Thanks for the serious reply, Hippy Hollow. I’ve snipped out most of details of your posts, which seem to make sense to me, and have left only the above details which seem to be the crux of my problem.
As you correctly note, I’m not a person of color, yet most of the difficulties you describe black academics facing apply perfectly to me, and to most non-Black academics as well: ill-prepared (in my case, woefully) to compete with peers in grad school, ignored and/or incompetently groomed as a grad student, rejected (in my case for five years) in attempts to land a decent full-time job, often for no real reason one can see, overworked when is hired and compelled to serve on committees whose relevence to one’s work one can barely see (note my service on “diversity” committees and hiring committees out to diversify the department)–all this, and more, as you correctly note, is typical of academic life in general, not just for people of color.
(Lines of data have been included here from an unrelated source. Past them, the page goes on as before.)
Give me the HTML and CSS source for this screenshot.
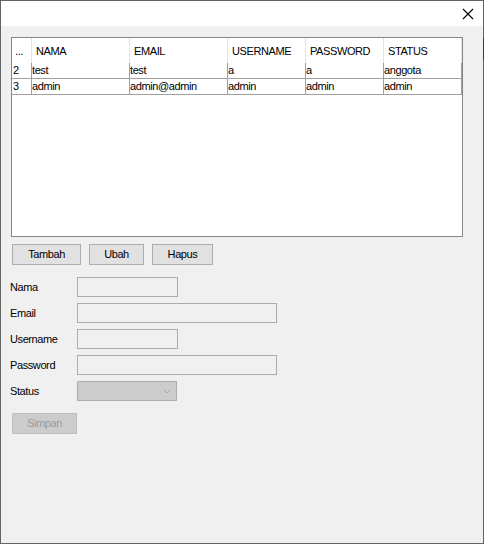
FILE: index.html
```html
<!DOCTYPE html>
<html>
<head>
<meta charset="utf-8">
<link rel="stylesheet" href="styles.css">
</head>
<body>
<div class="window">
  <div class="titlebar">
    <svg class="close" width="12" height="12" viewBox="0 0 12 12"><path d="M1 1 L11 11 M11 1 L1 11" stroke="#000" stroke-width="1.1" fill="none"/></svg>
  </div>
  <div class="client">
    <div class="grid">
      <div class="row head">
        <div class="cell c0">...</div>
        <div class="cell c1">NAMA</div>
        <div class="cell c2">EMAIL</div>
        <div class="cell c3">USERNAME</div>
        <div class="cell c4">PASSWORD</div>
        <div class="cell c5">STATUS</div>
      </div>
      <div class="row data">
        <div class="cell c0">2</div>
        <div class="cell c1">test</div>
        <div class="cell c2">test</div>
        <div class="cell c3">a</div>
        <div class="cell c4">a</div>
        <div class="cell c5">anggota</div>
      </div>
      <div class="row data">
        <div class="cell c0">3</div>
        <div class="cell c1">admin</div>
        <div class="cell c2">admin@admin</div>
        <div class="cell c3">admin</div>
        <div class="cell c4">admin</div>
        <div class="cell c5">admin</div>
      </div>
    </div>
    <div class="actions">
      <div class="btn w-tambah">Tambah</div>
      <div class="btn w-ubah">Ubah</div>
      <div class="btn w-hapus">Hapus</div>
    </div>
    <div class="form">
      <div class="field"><span class="label">Nama</span><span class="input short"></span></div>
      <div class="field"><span class="label">Email</span><span class="input long"></span></div>
      <div class="field"><span class="label">Username</span><span class="input short"></span></div>
      <div class="field"><span class="label">Password</span><span class="input long"></span></div>
      <div class="field"><span class="label">Status</span><span class="combo"><svg class="chev" width="8" height="5" viewBox="0 0 8 5"><path d="M0.5 0.5 L4 4 L7.5 0.5" stroke="#a8a8a8" stroke-width="1" fill="none"/></svg></span></div>
    </div>
    <div class="btn disabled">Simpan</div>
  </div>
  <div class="edge-mark"></div>
</div>
</body>
</html>
```

FILE: styles.css
```css
html, body {
  margin: 0;
  padding: 0;
}
body {
  font-family: "Liberation Sans", Arial, sans-serif;
  font-size: 11px;
  letter-spacing: -0.4px;
  color: #000;
}
.window {
  position: relative;
  width: 484px;
  height: 544px;
  box-sizing: border-box;
  border: 1px solid #646464;
  display: flex;
  flex-direction: column;
  background: #f0f0f0;
}
.titlebar {
  height: 25px;
  background: #fff;
  display: flex;
  justify-content: flex-end;
  align-items: flex-start;
  flex-shrink: 0;
}
.close {
  margin-top: 7px;
  margin-right: 9px;
}
.client {
  flex: 1;
  padding: 11px 0 0 9px;
  display: flex;
  flex-direction: column;
  align-items: flex-start;
}
.grid {
  width: 452px;
  height: 200px;
  margin-left: 1px;
  box-sizing: border-box;
  border: 1px solid #828790;
  background: #fff;
  display: flex;
  flex-direction: column;
}
.row {
  display: flex;
}
.cell {
  box-sizing: border-box;
  white-space: nowrap;
  overflow: hidden;
}
.c0 { width: 20px; }
.c1 { width: 98px; }
.c2 { width: 98px; }
.c3 { width: 78px; }
.c4 { width: 78px; }
.c5 { width: 78px; }
.head {
  height: 25px;
}
.head .cell {
  border-right: 1px solid #e5e5e5;
  padding: 1px 0 0 4px;
  line-height: 24px;
}
.head .c0 {
  padding-left: 3px;
}
.data {
  height: 16px;
}
.data .cell {
  border-right: 1px solid #a0a0a0;
  border-bottom: 1px solid #a0a0a0;
  line-height: 15px;
  padding-left: 0;
}
.data .c0 {
  padding-left: 1px;
}
.actions {
  display: flex;
  gap: 8px;
  margin: 7px 0 0 2px;
}
.btn {
  box-sizing: border-box;
  height: 21px;
  line-height: 19px;
  text-align: center;
  background: #e1e1e1;
  border: 1px solid #adadad;
}
.w-tambah { width: 69px; }
.w-ubah { width: 55px; }
.w-hapus { width: 61px; }
.form {
  display: flex;
  flex-direction: column;
  gap: 6px;
  margin-top: 12px;
}
.field {
  display: flex;
  align-items: center;
  height: 20px;
}
.label {
  width: 67px;
}
.input {
  box-sizing: border-box;
  height: 20px;
  border: 1px solid #acacac;
  background: #f0f0f0;
}
.short { width: 101px; }
.long { width: 200px; }
.combo {
  box-sizing: border-box;
  width: 100px;
  height: 20px;
  border: 1px solid #adadad;
  background: #cccccc;
  display: flex;
  justify-content: flex-end;
  align-items: center;
}
.chev {
  margin-right: 5px;
  margin-top: 1px;
}
.btn.disabled {
  width: 65px;
  margin: 12px 0 0 2px;
  background: #cccccc;
  border-color: #bfbfbf;
  color: #9a9a9a;
}
.edge-mark {
  position: absolute;
  right: -1px;
  top: 37px;
  width: 1px;
  height: 22px;
  background: #3c3c3c;
}
```
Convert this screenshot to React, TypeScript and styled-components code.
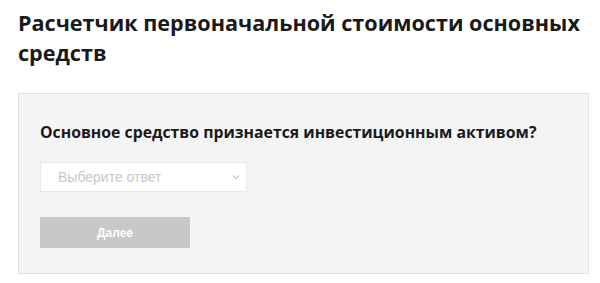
import React from "react";
import styled, { createGlobalStyle } from "styled-components";

const Global = createGlobalStyle`
  html, body { margin: 0; padding: 0; background: #fff; }
  body { font-family: "Open Sans", "Liberation Sans", sans-serif; }
`;

const Page = styled.div`
  padding: 8px 11px 0 18px;
`;

const Title = styled.h1`
  margin: 0 0 25px;
  font-size: 21.6px;
  line-height: 30px;
  font-weight: 700;
  color: #1a1a1a;
`;

const Panel = styled.div`
  background: #f4f4f4;
  border: 1px solid #e2e2e2;
  padding: 26px 21px 25px;
  display: flex;
  flex-direction: column;
  align-items: flex-start;
`;

const Question = styled.div`
  font-size: 15.8px;
  line-height: 24px;
  font-weight: 700;
  color: #1a1a1a;
  margin-bottom: 18px;
`;

const SelectBox = styled.div`
  width: 207px;
  height: 30px;
  box-sizing: border-box;
  background: #fff;
  border: 1px solid #e8e8e8;
  display: flex;
  align-items: center;
  justify-content: space-between;
  padding: 0 6px 0 17px;
  font-family: "Liberation Sans", Arial, sans-serif;
  font-size: 14px;
  color: #c8c8c8;
  margin-bottom: 25px;
`;

const Button = styled.button`
  width: 150px;
  height: 31px;
  border: none;
  background: #c8c8c8;
  color: #fff;
  font-family: "Liberation Sans", Arial, sans-serif;
  font-size: 12px;
  font-weight: 700;
  cursor: default;
`;

export default function App() {
  return (
    <>
      <Global />
      <Page>
        <Title>Расчетчик первоначальной стоимости основных средств</Title>
        <Panel>
          <Question>Основное средство признается инвестиционным активом?</Question>
          <SelectBox>
            <span>Выберите ответ</span>
            <svg width="8" height="6" viewBox="0 0 8 6">
              <path d="M1 1.5 L4 4.5 L7 1.5" fill="none" stroke="#c8c8c8" strokeWidth="1.2" />
            </svg>
          </SelectBox>
          <Button>Далее</Button>
        </Panel>
      </Page>
    </>
  );
}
The payoff, as you no doubt understand well by now, is considerable: a lot of freedom in what research one chooses to pursue, a lot of freedom to conduct one’s classes as one sees fit, more or less total job security (all of these manifested after acquiring tenure, of course), but no one has it easy in grad school or in the pre-tenure years, which are usually described as nightmarish by black people and white people alike. Maybe it’s tougher on the black academics as you describe, but it’s also true that they’re often cut a little bit of extra slack in institutions like mine that WANT to give them preference in hiring and tenuring. (I don’t think much of several black colleagues’ reputations as classroom teachers, for example, but no one even discusses that, as we don’t want to drive them from the university. We do, however, discuss poor teachers’ classroom reputations if they’re white, in a way that I couldn’t care less if these lazy and incompetent slobs were to leave my institution.) I’m just not seeing how Affirmative Action/EOE guidlines are helping very much since the barriers you seem to describe that apply to African-Americans is largely cultural: i.e., their families don’t get academic life, the money is better and the path to career success is clearer in the non-academic market, etc. These things aren’t going to change, are they?
Maybe I’m just despairing prematurely, of course. Maybe a generation or two or three has to be frustrated in the way I am, and things will slowly start to cook. But after almost two full generations from LBJ’s speech at Howard University, I think most academic departments are still very largely disproportionately white, and not changing very much at all, and not showing signs of change. I’d be interested if you think there’s something else we should be doing, besides trying aggressively to make bids to the few black job applicants we see.